**Your task**
Quote every line as written. Omit pictures.

**Recorded data**
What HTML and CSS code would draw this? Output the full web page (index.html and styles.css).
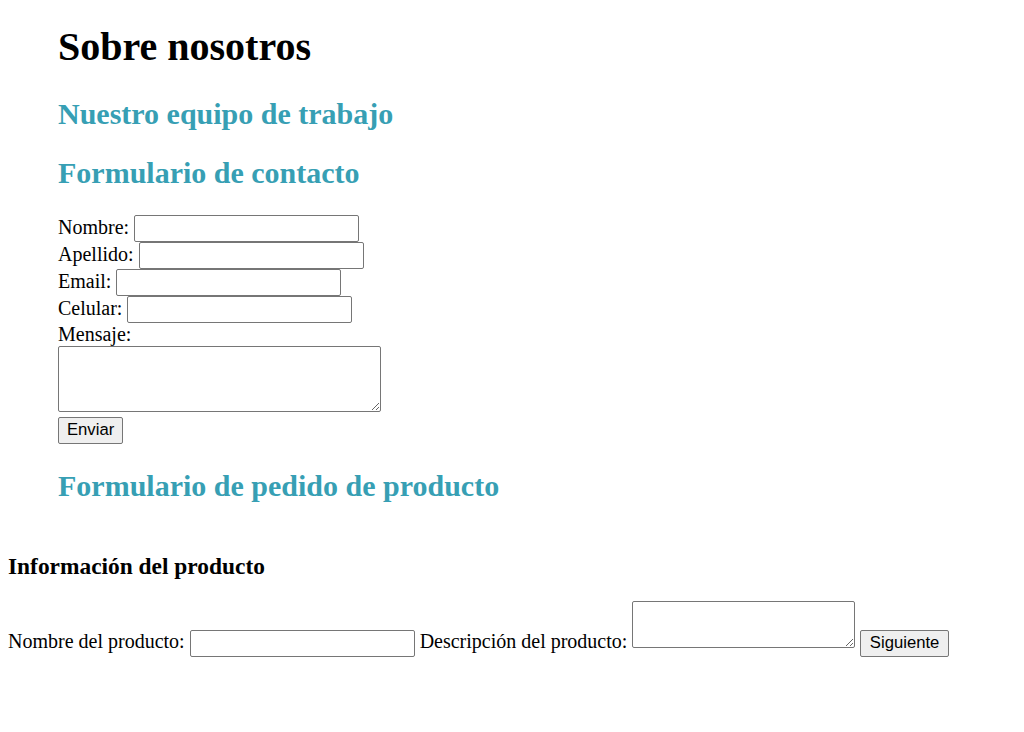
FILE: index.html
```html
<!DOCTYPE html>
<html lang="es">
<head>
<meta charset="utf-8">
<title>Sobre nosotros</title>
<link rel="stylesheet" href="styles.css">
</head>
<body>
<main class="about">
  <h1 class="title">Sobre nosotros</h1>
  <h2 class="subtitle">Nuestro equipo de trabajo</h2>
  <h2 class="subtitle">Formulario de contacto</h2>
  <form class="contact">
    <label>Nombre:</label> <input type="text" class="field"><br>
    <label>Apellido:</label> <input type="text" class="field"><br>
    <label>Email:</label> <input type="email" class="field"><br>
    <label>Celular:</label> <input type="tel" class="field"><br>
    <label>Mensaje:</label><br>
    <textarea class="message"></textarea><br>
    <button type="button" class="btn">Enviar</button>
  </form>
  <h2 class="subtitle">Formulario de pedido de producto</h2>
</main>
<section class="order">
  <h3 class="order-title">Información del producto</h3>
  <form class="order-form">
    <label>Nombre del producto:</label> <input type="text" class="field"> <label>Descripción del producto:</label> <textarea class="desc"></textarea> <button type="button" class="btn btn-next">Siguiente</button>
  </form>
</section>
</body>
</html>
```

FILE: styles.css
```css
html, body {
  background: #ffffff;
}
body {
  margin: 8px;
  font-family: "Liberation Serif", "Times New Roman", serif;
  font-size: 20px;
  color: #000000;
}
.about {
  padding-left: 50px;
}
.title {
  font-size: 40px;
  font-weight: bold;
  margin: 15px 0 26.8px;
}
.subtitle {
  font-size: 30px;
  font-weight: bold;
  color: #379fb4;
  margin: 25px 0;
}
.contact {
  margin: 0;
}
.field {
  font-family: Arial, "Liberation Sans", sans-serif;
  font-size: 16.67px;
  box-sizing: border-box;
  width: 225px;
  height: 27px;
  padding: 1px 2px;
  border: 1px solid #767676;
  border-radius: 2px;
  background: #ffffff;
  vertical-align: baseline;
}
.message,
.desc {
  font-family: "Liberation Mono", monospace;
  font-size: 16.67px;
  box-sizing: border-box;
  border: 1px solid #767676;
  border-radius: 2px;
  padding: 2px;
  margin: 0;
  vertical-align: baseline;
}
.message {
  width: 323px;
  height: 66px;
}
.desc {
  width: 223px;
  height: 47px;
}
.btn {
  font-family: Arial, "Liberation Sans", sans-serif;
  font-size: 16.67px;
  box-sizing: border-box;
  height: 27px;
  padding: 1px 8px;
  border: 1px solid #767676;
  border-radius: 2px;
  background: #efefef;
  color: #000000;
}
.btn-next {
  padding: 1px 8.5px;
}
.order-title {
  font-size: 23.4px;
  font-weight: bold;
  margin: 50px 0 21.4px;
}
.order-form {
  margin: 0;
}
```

**Written solution**
What HTML and CSS code would draw this? Output the full web page (index.html and styles.css).
FILE: index.html
```html
<!DOCTYPE html>
<html lang="es">
<head>
<meta charset="utf-8">
<title>Sobre nosotros</title>
<link rel="stylesheet" href="styles.css">
</head>
<body>
<main class="about">
  <h1 class="title">Sobre nosotros</h1>
  <h2 class="subtitle">Nuestro equipo de trabajo</h2>
  <h2 class="subtitle">Formulario de contacto</h2>
  <form class="contact">
    <label>Nombre:</label> <input type="text" class="field"><br>
    <label>Apellido:</label> <input type="text" class="field"><br>
    <label>Email:</label> <input type="email" class="field"><br>
    <label>Celular:</label> <input type="tel" class="field"><br>
    <label>Mensaje:</label><br>
    <textarea class="message"></textarea><br>
    <button type="button" class="btn">Enviar</button>
  </form>
  <h2 class="subtitle">Formulario de pedido de producto</h2>
</main>
<section class="order">
  <h3 class="order-title">Información del producto</h3>
  <form class="order-form">
    <label>Nombre del producto:</label> <input type="text" class="field"> <label>Descripción del producto:</label> <textarea class="desc"></textarea> <button type="button" class="btn btn-next">Siguiente</button>
  </form>
</section>
</body>
</html>
```

FILE: styles.css
```css
html, body {
  background: #ffffff;
}
body {
  margin: 8px;
  font-family: "Liberation Serif", "Times New Roman", serif;
  font-size: 20px;
  color: #000000;
}
.about {
  padding-left: 50px;
}
.title {
  font-size: 40px;
  font-weight: bold;
  margin: 15px 0 26.8px;
}
.subtitle {
  font-size: 30px;
  font-weight: bold;
  color: #379fb4;
  margin: 25px 0;
}
.contact {
  margin: 0;
}
.field {
  font-family: Arial, "Liberation Sans", sans-serif;
  font-size: 16.67px;
  box-sizing: border-box;
  width: 225px;
  height: 27px;
  padding: 1px 2px;
  border: 1px solid #767676;
  border-radius: 2px;
  background: #ffffff;
  vertical-align: baseline;
}
.message,
.desc {
  font-family: "Liberation Mono", monospace;
  font-size: 16.67px;
  box-sizing: border-box;
  border: 1px solid #767676;
  border-radius: 2px;
  padding: 2px;
  margin: 0;
  vertical-align: baseline;
}
.message {
  width: 323px;
  height: 66px;
}
.desc {
  width: 223px;
  height: 47px;
}
.btn {
  font-family: Arial, "Liberation Sans", sans-serif;
  font-size: 16.67px;
  box-sizing: border-box;
  height: 27px;
  padding: 1px 8px;
  border: 1px solid #767676;
  border-radius: 2px;
  background: #efefef;
  color: #000000;
}
.btn-next {
  padding: 1px 8.5px;
}
.order-title {
  font-size: 23.4px;
  font-weight: bold;
  margin: 50px 0 21.4px;
}
.order-form {
  margin: 0;
}
```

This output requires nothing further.